Furthermore, when an adhesive is applied to one surface 551a of the (2-1)-th support frame area 551, an adhesion surface 551b positioned between the (2-1)-th cell stack 510 and the (2-4)-th cell stack 540, and for fixing the (2-1)-th cell stack 510 and the (2-4)-th cell stack 540 may be formed on one surface 551a of the (2-1)-th support frame area 551. The adhesion surface 551b of the (2-1)-th support frame area 551 may include both a surface that faces a front side and a surface that faces a rear side.

When the applicating operation S20 is completed, an assembling operation S30 of assembling the (2-1)-th to (2-4)-th cell stacks 510, 520, 530, and 540 in the second supporting frame 550 may be performed.

In the assembling operation S30, in the folding state of the second supporting frame 550, the lead parts 501 of the (2-1)-th to (2-4)-th cell stacks 510, 520, 530, and 540 are inserted into the second supporting frame 550 to face the hinge area 554, and the (2-1)-th to (2-4)-th cell stacks 510, 520, 530, and 540 are adhered to the respective adhesion surfaces 551b, 552b, and 553b, respectively.

In the assembling operation S30, when the (2-1)-th to (2-4)-th cell stacks 510, 520, 530, and 540 are adhered to the adhesion surfaces 551b, 552b, and 553b, respectively, the lead parts 501 of the (2-1)-th to (2-4)-th cell stacks 510, 520, 530, and 540 and the busbar 555 may be welded in an area adjacent to the central axis. Then, welding may be performed using a laser.

When the assembling operation S30 is completed, a cover assembling operation S40 may be performed on the second supporting frame 550 and the second cell stack 500. The cover assembling operation S40 may be an operation of assembling the busbar cover 557 on an opposite side to one side, where it connects to the lead part 501 of the busbar 555. Thus, the second supporting frame 550 may include a busbar cover 557 made of an electrically insulating material.

When the cover assembling operation S40 is completed, a mounting preparing operation S50 of switching to an unfolding state to unfold the second supporting frame 550 by rotating the (2-1)-th to (2-3)-th support frame areas 551, 552, and 553 about the central axis may be performed.

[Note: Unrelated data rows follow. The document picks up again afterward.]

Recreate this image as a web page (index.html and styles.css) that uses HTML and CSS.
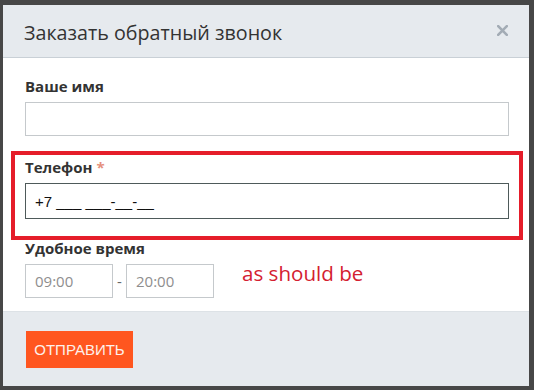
FILE: index.html
```html
<!DOCTYPE html>
<html lang="ru">
<head>
<meta charset="utf-8">
<link rel="stylesheet" href="styles.css">
</head>
<body>
<div class="dialog">
  <div class="header">
    <div class="title">Заказать обратный звонок</div>
    <svg class="close" width="11" height="11" viewBox="0 0 11 11"><path d="M1.2 1.2L9.8 9.8M9.8 1.2L1.2 9.8" stroke="#a3acb5" stroke-width="2.6" stroke-linecap="square"/></svg>
  </div>
  <div class="content">
    <div class="label">Ваше имя</div>
    <input class="field" type="text" value="">
    <div class="mark">
      <div class="label">Телефон <span class="req">*</span></div>
      <input class="field phone" type="text" value="+7 ___ ___-__-__">
    </div>
    <div class="label">Удобное время</div>
    <div class="timerow">
      <input class="field time" type="text" placeholder="09:00">
      <span class="dash">-</span>
      <input class="field time" type="text" placeholder="20:00">
      <span class="note">as should be</span>
    </div>
  </div>
  <div class="footer">
    <button class="send">ОТПРАВИТЬ</button>
  </div>
</div>
</body>
</html>
```

FILE: styles.css
```css
html, body {
  margin: 0;
  padding: 0;
  background: #474747;
  height: 390px;
  overflow: hidden;
}
.dialog {
  margin: 5px 0 0 3px;
  width: 526px;
  height: 381px;
  background: #fff;
  display: flex;
  flex-direction: column;
  font-family: "Open Sans", sans-serif;
}
.header {
  height: 52px;
  background: #e6eaee;
  border-bottom: 1px solid #c9d0d6;
  display: flex;
  align-items: center;
  justify-content: space-between;
  padding: 0 21px 0 21px;
}
.title {
  font-size: 19.7px;
  color: #333;
  margin-top: 3px;
}
.close {
  display: block;
  margin-top: -2px;
}
.content {
  flex: 1;
  padding: 17px 20px 0 22px;
}
.label {
  font-size: 15px;
  font-weight: 700;
  color: #333;
  line-height: 22px;
  margin-bottom: 5px;
}
.req {
  color: #e5907d;
}
.field {
  display: block;
  box-sizing: border-box;
  width: 100%;
  height: 34px;
  margin: 0;
  border: 1px solid #c5c9cc;
  padding: 0 9px;
  font-family: "Open Sans", sans-serif;
  font-size: 15px;
  color: #111;
  background: #fff;
  outline: none;
}
.mark {
  border: 4px solid #e51d2a;
  margin: 15px -14px -3px -14px;
  padding: 1px 10px 17px 10px;
}
.phone {
  height: 36px;
  border-color: #4e5a5a;
  font-family: "Liberation Sans", sans-serif;
  font-size: 15px;
}
.timerow {
  display: flex;
  align-items: center;
}
.time {
  width: 88px;
  flex: none;
}
.time::placeholder {
  color: #8e8e8e;
}
.dash {
  width: 13px;
  text-align: center;
  color: #666;
  font-size: 15px;
}
.note {
  margin-left: 28px;
  margin-top: -16px;
  font-size: 20.6px;
  color: #d42030;
}
.footer {
  height: 75px;
  background: #e6eaee;
  border-top: 1px solid #dde2e6;
  padding: 19px 0 0 23px;
  box-sizing: border-box;
}
.send {
  width: 107px;
  height: 37px;
  border: none;
  background: #ff561f;
  color: #fdf0ea;
  font-family: "Liberation Sans", sans-serif;
  font-size: 15px;
  padding: 0;
}
```
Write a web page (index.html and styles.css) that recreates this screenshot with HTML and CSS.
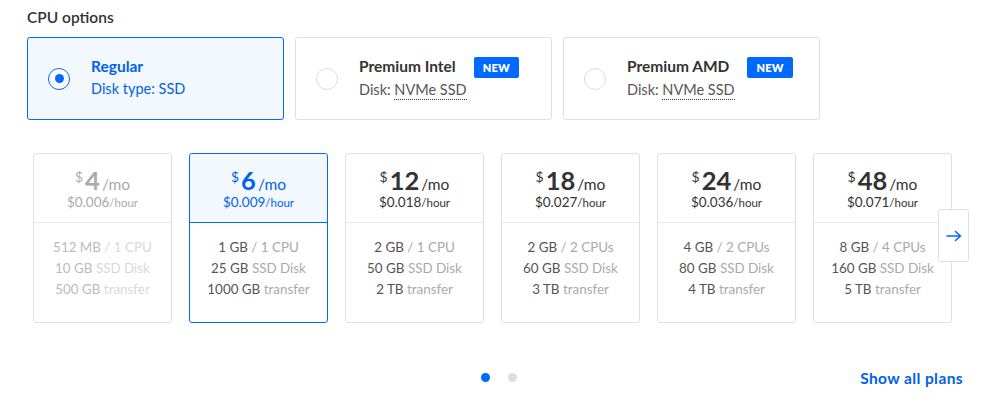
FILE: index.html
```html
<!DOCTYPE html>
<html>
<head>
<meta charset="utf-8">
<link rel="stylesheet" href="styles.css">
</head>
<body>
<div class="page">
  <h2 class="section-title">CPU options</h2>
  <div class="cpu-row">
    <div class="cpu-card selected">
      <span class="radio on"><span class="radio-dot"></span></span>
      <div class="cpu-text">
        <div class="cpu-title">Regular</div>
        <div class="cpu-sub">Disk type: SSD</div>
      </div>
    </div>
    <div class="cpu-card">
      <span class="radio"></span>
      <div class="cpu-text">
        <div class="cpu-title">Premium Intel <span class="badge">NEW</span></div>
        <div class="cpu-sub">Disk: <span class="dotted">NVMe SSD</span></div>
      </div>
    </div>
    <div class="cpu-card">
      <span class="radio"></span>
      <div class="cpu-text">
        <div class="cpu-title">Premium AMD <span class="badge">NEW</span></div>
        <div class="cpu-sub">Disk: <span class="dotted">NVMe SSD</span></div>
      </div>
    </div>
  </div>

  <div class="plans-wrap">
    <div class="plans">
      <div class="plan disabled">
        <div class="plan-head">
          <div class="price"><span class="cur">$</span><span class="amt">4</span><span class="per">/mo</span></div>
          <div class="hourly">$0.006<span class="hr">/hour</span></div>
        </div>
        <div class="plan-body">
          <div>512 MB <span class="u">/ 1 CPU</span></div>
          <div>10 GB <span class="u">SSD Disk</span></div>
          <div>500 GB <span class="u">transfer</span></div>
        </div>
      </div>
      <div class="plan active">
        <div class="plan-head">
          <div class="price"><span class="cur">$</span><span class="amt">6</span><span class="per">/mo</span></div>
          <div class="hourly">$0.009<span class="hr">/hour</span></div>
        </div>
        <div class="plan-body">
          <div>1 GB <span class="u">/ 1 CPU</span></div>
          <div>25 GB <span class="u">SSD Disk</span></div>
          <div>1000 GB <span class="u">transfer</span></div>
        </div>
      </div>
      <div class="plan">
        <div class="plan-head">
          <div class="price"><span class="cur">$</span><span class="amt">12</span><span class="per">/mo</span></div>
          <div class="hourly">$0.018<span class="hr">/hour</span></div>
        </div>
        <div class="plan-body">
          <div>2 GB <span class="u">/ 1 CPU</span></div>
          <div>50 GB <span class="u">SSD Disk</span></div>
          <div>2 TB <span class="u">transfer</span></div>
        </div>
      </div>
      <div class="plan">
        <div class="plan-head">
          <div class="price"><span class="cur">$</span><span class="amt">18</span><span class="per">/mo</span></div>
          <div class="hourly">$0.027<span class="hr">/hour</span></div>
        </div>
        <div class="plan-body">
          <div>2 GB <span class="u">/ 2 CPUs</span></div>
          <div>60 GB <span class="u">SSD Disk</span></div>
          <div>3 TB <span class="u">transfer</span></div>
        </div>
      </div>
      <div class="plan">
        <div class="plan-head">
          <div class="price"><span class="cur">$</span><span class="amt">24</span><span class="per">/mo</span></div>
          <div class="hourly">$0.036<span class="hr">/hour</span></div>
        </div>
        <div class="plan-body">
          <div>4 GB <span class="u">/ 2 CPUs</span></div>
          <div>80 GB <span class="u">SSD Disk</span></div>
          <div>4 TB <span class="u">transfer</span></div>
        </div>
      </div>
      <div class="plan">
        <div class="plan-head">
          <div class="price"><span class="cur">$</span><span class="amt">48</span><span class="per">/mo</span></div>
          <div class="hourly">$0.071<span class="hr">/hour</span></div>
        </div>
        <div class="plan-body">
          <div>8 GB <span class="u">/ 4 CPUs</span></div>
          <div>160 GB <span class="u">SSD Disk</span></div>
          <div>5 TB <span class="u">transfer</span></div>
        </div>
      </div>
    </div>
    <button class="next" aria-label="Next">
      <svg width="16" height="12" viewBox="0 0 16 12"><path d="M1 6H14.5M9.5 1.5L14.5 6L9.5 10.5" fill="none" stroke="#0069ff" stroke-width="1.6" stroke-linecap="round" stroke-linejoin="round"/></svg>
    </button>
  </div>

  <div class="footer">
    <div class="dots"><span class="dot on"></span><span class="dot"></span></div>
    <a class="show-all" href="#">Show all plans</a>
  </div>
</div>
</body>
</html>
```

FILE: styles.css
```css
* { box-sizing: border-box; }
html, body { margin: 0; padding: 0; background: #fff; }
body { font-family: Lato, "Open Sans", "Liberation Sans", sans-serif; color: #333; }
.page { width: 992px; height: 419px; padding: 7px 0 0 27px; position: relative; }
.section-title { margin: 0; font-size: 15.5px; line-height: 20px; font-weight: 600; color: #333; }
.cpu-row { display: flex; gap: 11px; margin-top: 10px; }
.cpu-card {
  width: 257px; height: 83px; border: 1px solid #e0e0e0; border-radius: 3px;
  display: flex; align-items: center; padding-left: 20px; background: #fff;
}
.cpu-card.selected { background: #f3f8ff; border-color: #0069ff; }
.radio {
  width: 22px; height: 22px; border-radius: 50%; border: 1px solid #dcdcdc;
  display: flex; align-items: center; justify-content: center; flex: none; background: #fff;
}
.radio.on { border: 1.5px solid #0069ff; }
.radio-dot { width: 9px; height: 9px; border-radius: 50%; background: #0069ff; }
.cpu-text { margin-left: 21px; margin-top: -2px; }
.cpu-title { font-size: 15.5px; font-weight: 700; line-height: 22px; color: #333; display: flex; align-items: center; }
.cpu-card.selected .cpu-title { color: #0061eb; }
.cpu-sub { font-size: 14.5px; line-height: 22px; color: #555; margin-top: 1px; }
.cpu-card.selected .cpu-sub { color: #0061eb; }
.dotted { border-bottom: 1px dotted #333; padding-bottom: 1px; }
.badge {
  display: inline-block; margin-left: 18px; background: #0069ff; color: #fff;
  font-size: 11px; font-weight: 800; line-height: 21px; height: 21px; padding: 0 9px;
  border-radius: 2px; letter-spacing: 0.3px; margin-top: 2px;
}
.plans-wrap { position: relative; margin-top: 33px; margin-left: 6px; width: 936px; }
.plans { display: flex; gap: 17px; }
.plan {
  width: 139px; height: 170px; border: 1px solid #e0e0e0; border-radius: 3px;
  text-align: center; background: #fff; flex: none;
}
.plan-head { height: 69px; border-bottom: 1px solid #e6e6e6; padding-top: 12px; border-radius: 3px 3px 0 0; }
.price { line-height: 28px; height: 28px; color: #333; white-space: nowrap; }
.cur { font-size: 14px; vertical-align: top; position: relative; top: -3px; margin-right: 2px; }
.amt { font-size: 25.5px; font-weight: 700; }
.per { font-size: 15.5px; margin-left: 2px; }
.hourly { font-size: 13.5px; line-height: 16px; color: #333; }
.hr { font-size: 11.5px; }
.plan-body { padding-top: 14px; font-size: 13.4px; line-height: 21px; color: #555; }
.plan-body .u { color: #aaa; }
.plan.active { border-color: #0069ff; }
.plan.active .plan-head { background: #f3f8ff; border-bottom-color: #0069ff; }
.plan.active .price, .plan.active .hourly { color: #0061eb; }
.plan.disabled .price, .plan.disabled .hourly { color: #aaa; }
.plan.disabled .plan-body { color: #bbb; }
.plan.disabled .plan-body .u { color: #d8d8d8; }
.next {
  position: absolute; left: 905px; top: 56px; width: 31px; height: 53px;
  background: #fff; border: 1px solid #e0e0e0; border-radius: 3px; padding: 0;
  display: flex; align-items: center; justify-content: center; cursor: pointer;
}
.footer { position: relative; margin-top: 45px; height: 20px; width: 937px; }
.dots { position: absolute; left: 454px; top: 5px; display: flex; gap: 18px; }
.dot { width: 9px; height: 9px; border-radius: 50%; background: #ddd; }
.dot.on { background: #0069ff; }
.show-all {
  position: absolute; right: 1px; top: 0; font-size: 15.5px; font-weight: 700;
  color: #0061eb; text-decoration: none; line-height: 20px; letter-spacing: 0.4px;
}
```
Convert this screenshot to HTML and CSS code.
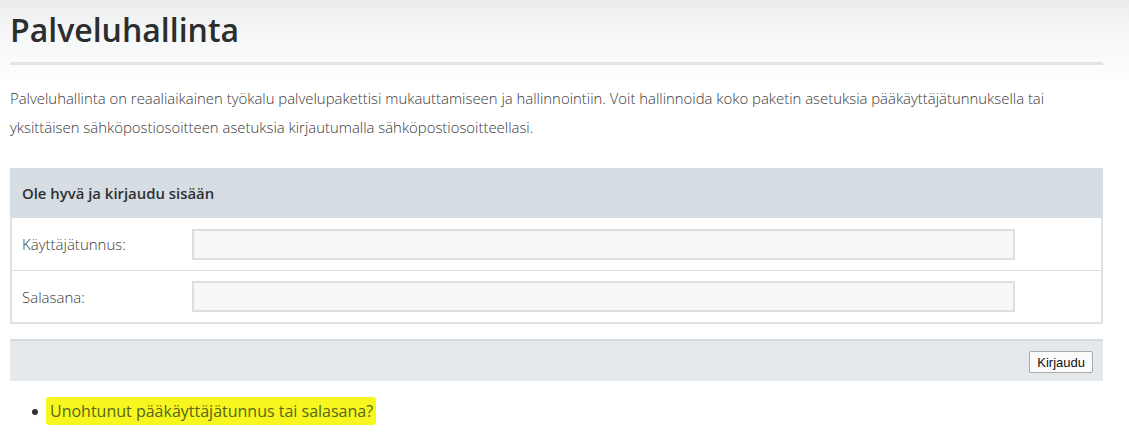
FILE: index.html
```html
<!DOCTYPE html>
<html lang="fi">
<head>
<meta charset="utf-8">
<title>Palveluhallinta</title>
<link rel="stylesheet" href="styles.css">
</head>
<body>
<div class="page">
  <header class="page-header">
    <h1 class="title">Palveluhallinta</h1>
  </header>
  <hr class="rule">
  <p class="intro">Palveluhallinta on reaaliaikainen työkalu palvelupakettisi mukauttamiseen ja hallinnointiin. Voit hallinnoida koko paketin asetuksia pääkäyttäjätunnuksella tai yksittäisen sähköpostiosoitteen asetuksia kirjautumalla sähköpostiosoitteellasi.</p>
  <form class="login">
    <div class="panel">
      <div class="panel-head">Ole hyvä ja kirjaudu sisään</div>
      <div class="row">
        <label class="label" for="user">Käyttäjätunnus:</label>
        <input class="field" id="user" type="text">
      </div>
      <div class="row">
        <label class="label" for="pass">Salasana:</label>
        <input class="field" id="pass" type="password">
      </div>
    </div>
    <div class="actions">
      <button class="btn" type="button">Kirjaudu</button>
    </div>
  </form>
  <ul class="links">
    <li><a class="forgot" href="#">Unohtunut pääkäyttäjätunnus tai salasana?</a></li>
  </ul>
</div>
</body>
</html>
```

FILE: styles.css
```css
html, body {
  margin: 0;
  padding: 0;
  background: #fff;
}
body {
  font-family: "Open Sans", "Noto Sans", sans-serif;
  color: #444;
}
.page {
  padding: 0 26px 0 10px;
  min-height: 434px;
  box-sizing: border-box;
  background: linear-gradient(to bottom, #ececec 0px, #f6f7f8 35px, #ffffff 85px) no-repeat;
  background-size: 100% 85px;
}
.page-header {
  height: 62px;
}
.title {
  margin: 0;
  padding-top: 8px;
  font-size: 32px;
  line-height: 44px;
  font-weight: 600;
  color: #2b2d2f;
}
.rule {
  margin: 0;
  border: 0;
  height: 3px;
  background: #e3e4e5;
}
.intro {
  margin: 19px 0 0;
  font-size: 14.9px;
  line-height: 29px;
  font-weight: 300;
  color: #3a3a3a;
}
.login {
  margin-top: 26px;
}
.panel {
  border: 2px solid #dde2e6;
  border-top: 0;
  background: #fff;
}
.panel-head {
  background: #d6dde3;
  height: 50px;
  display: flex;
  align-items: center;
  padding-left: 12px;
  margin: 0 -2px;
  font-size: 14.9px;
  font-weight: 600;
  color: #2e3134;
}
.row {
  display: grid;
  grid-template-columns: 170px 823px;
  align-items: center;
  height: 52px;
  padding-left: 10px;
}
.row + .row {
  border-top: 1px solid #dcdfe2;
  height: 51px;
}
.label {
  font-size: 15px;
  font-weight: 300;
  color: #3a3a3a;
}
.field {
  box-sizing: border-box;
  width: 823px;
  height: 31px;
  border: 2px solid #dedede;
  background: #f8f8f8;
  margin: 0;
  padding: 0 6px;
}
.actions {
  margin-top: 15px;
  background: #e6e9ec;
  border-top: 2px solid #d5dbe0;
  height: 40px;
  display: flex;
  justify-content: flex-end;
  align-items: center;
  padding-right: 10px;
}
.btn {
  font-family: "Liberation Sans", Arial, sans-serif;
  font-size: 13px;
  height: 22px;
  padding: 0 7px;
  border: 1px solid #a9a9a9;
  border-radius: 2px;
  background: #fbfbfb;
  color: #111;
  margin-top: 2px;
}
.links {
  margin: 19px 0 0;
  padding-left: 40px;
  font-size: 16px;
  line-height: 22px;
  color: #333;
}
.forgot {
  color: #56661b;
  text-decoration: none;
  background: #f7f71f;
  padding: 3px 3px 3px 4px;
  margin-left: -4px;
  border-radius: 3px;
}
```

When the mounting preparing operation S50 is completed, as illustrated in FIG. 5, the second supporting frame 550 may be mounted in an interior of the accommodation space 201 (see FIG. 1). Thereafter, in the first and second cell stacks 400 and 500 according to the present disclosure, the assembly of the battery pack 100 may be completed through the above-described processes of FIGS. 3 to 7.

According to the above-described structure, even in a structure, in which the cell stack 300 is mounted in the form of a CTP in an interior of the battery pack 100, at least a portion of it may be rotated to allow the first and second supporting frames 450 and 550 to switch between the folding state and the unfolding state, so that the lead parts 401 and 501 of the first and second cell stacks 400 and 500 and the busbar 555 may be welded relatively easily. Accordingly, the manufacturing efficiency of the battery pack 100 may be improved.

Furthermore, the safety of the battery pack 100 may be improved as the thermal runaway of the battery pack 100 is prevented while the heat transfer between the first and second cell stacks 400 and 500 is delayed and the flame or the high-temperature gas is vent to the outside of the battery housing 200 while being prevented from flowing to the adjacent cell under a structure, in which the lead parts 401 and 501 of the first and second cell stacks 400 and 500 are oriented to protrude toward the crossing member 250.

This technology may prevent thermal runaway while allowing thermal delay in the cell stacks mounted on the battery housing, so that the safety of the battery pack may be improved.

In addition, the present disclosure may provide various effects directly or indirectly identified through this document.

The above description provides a basic exemplary overview of the technical spirits of the present disclosure, and an ordinary person in the art to which the present disclosure pertains may make various adjustments and modifications without departing from the essential characteristics of the present disclosure.

Therefore, the embodiments disclosed in the present disclosure are not intended to limit the technical spirits of the present disclosure but to describe them, and the scope of the technical spirits of the present disclosure is not limited by the embodiments. The protection scope of the present disclosure should be construed by the following claims, and all the technical spirits in the equivalent range should be considered within the scope of the present disclosure.